Fin qui direte “Beh, nulla di straordinario, Lex Luthor non molti era diventato Presidente degli Stati Uniti a un certo punto, e Miller e Moore avevano fatto fare e dire cose ben peggiori alle proprie autorità più alte”. Sì, è vero, ma qui è diverso. Perché Normie non è la decisione di una popolazione facilmente ingannabile, ma viene messo lì da persone che (teoricamente) dovrebbero essere competenti in materia di sicurezza nazionale e che sono perfettamente al corrente del suo passato, dei suoi problemi mentali (che ogni tanto rifanno capolino, sottolineando l’irresponsabile scelta del parlamento USA). Ma soprattutto, ciò che rende Dark Reign un filone da leggere assolutamente malgrado non sia uno story arc unico ma la summa di molte storie raccolte nel periodo, è l’assoluta verosimiglianza del personaggio di Osborn con i politici del mondo reale.

Politicamente interventista, convinto assertore del fine che giustifica i mezzi, deciso nel risolvere in modo ferreo e fulmineo i problemi che via via gli si creano, attento all’aspetto mediatico e all’opinione pubblica, l’ex – Goblin ricopre la sua carica in maniera lucida e ragionata (salvo qualche rara eccezione più privata che pubblica). È abile psicologo nel portare dalla sua parte un Sentry che soffre dei medesimi problemi che aveva lui (una oscura seconda personalità) e nel motivare tutti quelli di cui si circonda per farli fare quello che vuole. E il realismo del personaggio si nota anche nella rappresentazione che ne offre l’esperto Mike Deodato Jr. con i riconoscibilissimi tratti dell’attore Tommy Lee Jones.
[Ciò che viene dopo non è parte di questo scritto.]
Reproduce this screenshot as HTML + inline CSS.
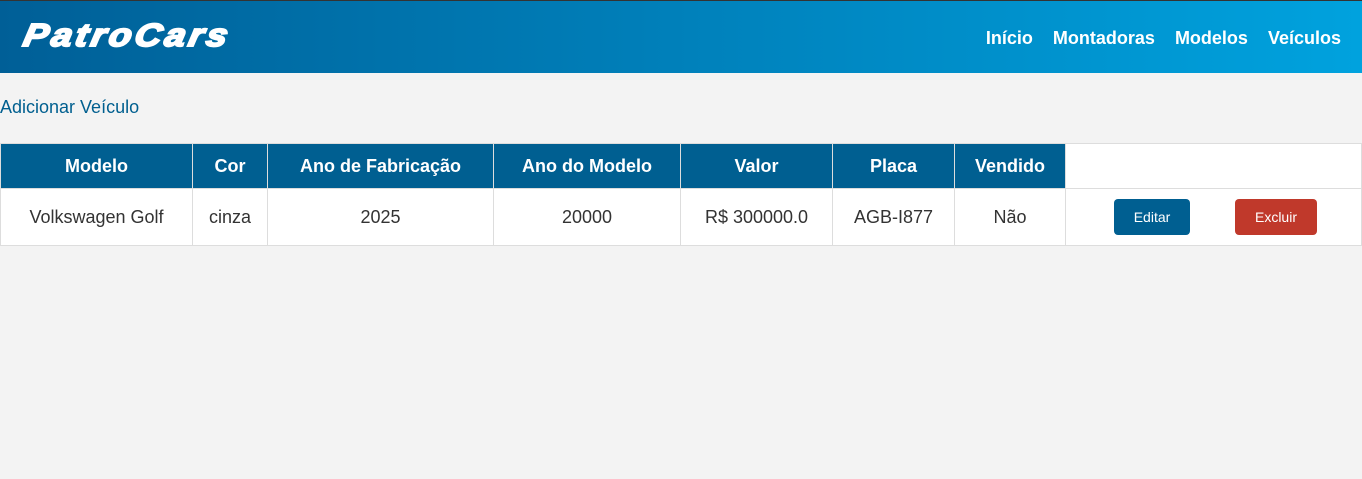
<!DOCTYPE html>
<html><head><style>
body{margin:0;background:#f3f3f3;font-family:"Liberation Sans",sans-serif;width:1362px;height:479px;overflow:hidden}
.hd{height:72px;border-top:1px solid #333;background:linear-gradient(90deg,#005f97,#00a2de);position:relative}
.logo{position:absolute;left:24px;top:16px;color:#fff;font-size:32px;font-weight:bold;font-style:italic;letter-spacing:3px;-webkit-text-stroke:2px #fff;transform:scaleX(1.15) skewX(-10deg);transform-origin:left center}
.nav{position:absolute;right:21px;top:27px;color:#fff;font-weight:bold;font-size:18px}
.nav span{margin-left:20px}
a.add{position:absolute;left:0;top:97px;color:#005f8f;font-size:18px;text-decoration:none}
table{position:absolute;top:143px;left:0;width:1362px;border-collapse:collapse;font-size:18px}
th{background:#005f91;color:#fff;height:44px;border:1px solid #ddd;padding:0}
th.w{background:#fff}
td{background:#fff;height:56px;border:1px solid #ddd;text-align:center;color:#333;padding:0}
.b{display:inline-block;color:#fff;font-size:14px;border-radius:4px;height:36px;line-height:36px}
</style></head><body>
<div class="hd"><div class="logo">PatroCars</div>
<div class="nav"><span>Início</span><span>Montadoras</span><span>Modelos</span><span>Veículos</span></div></div>
<a class="add">Adicionar Veículo</a>
<table><tr><th style="width:191px">Modelo</th><th style="width:74px">Cor</th><th style="width:225px">Ano de Fabricação</th><th style="width:186px">Ano do Modelo</th><th style="width:151px">Valor</th><th style="width:121px">Placa</th><th style="width:110px">Vendido</th><th class="w"></th></tr>
<tr><td>Volkswagen Golf</td><td>cinza</td><td>2025</td><td>20000</td><td>R$ 300000.0</td><td>AGB-I877</td><td>Não</td><td style="text-align:left"><span class="b" style="background:#005f91;width:76px;margin-left:48px;text-align:center">Editar</span><span class="b" style="background:#c0392b;width:82px;margin-left:45px;text-align:center">Excluir</span></td></tr></table>
</body></html>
E anche se la necessità di un inevitabile ritorno allo status quo, con la serie Assedio, ne offusca e ne annacqua queste peculiarità, il monito di Bendis sembra duplice: lontano dalla fantapolitica di Moore e Miller, l’autore di Cleveland sembra voler da una parte sensibilizzare sul tema del senso di  responsabilità che deve avere chi è al potere, e allo stesso tempo pare avvertire le persone comuni che è sempre necessario informarsi su chi comanda, e non fermarsi alla superficie ma approfondire sempre e stare attenti a cosa succede intorno. Perché i Norman Osborn, purtroppo, sono ispirati dal mondo reale.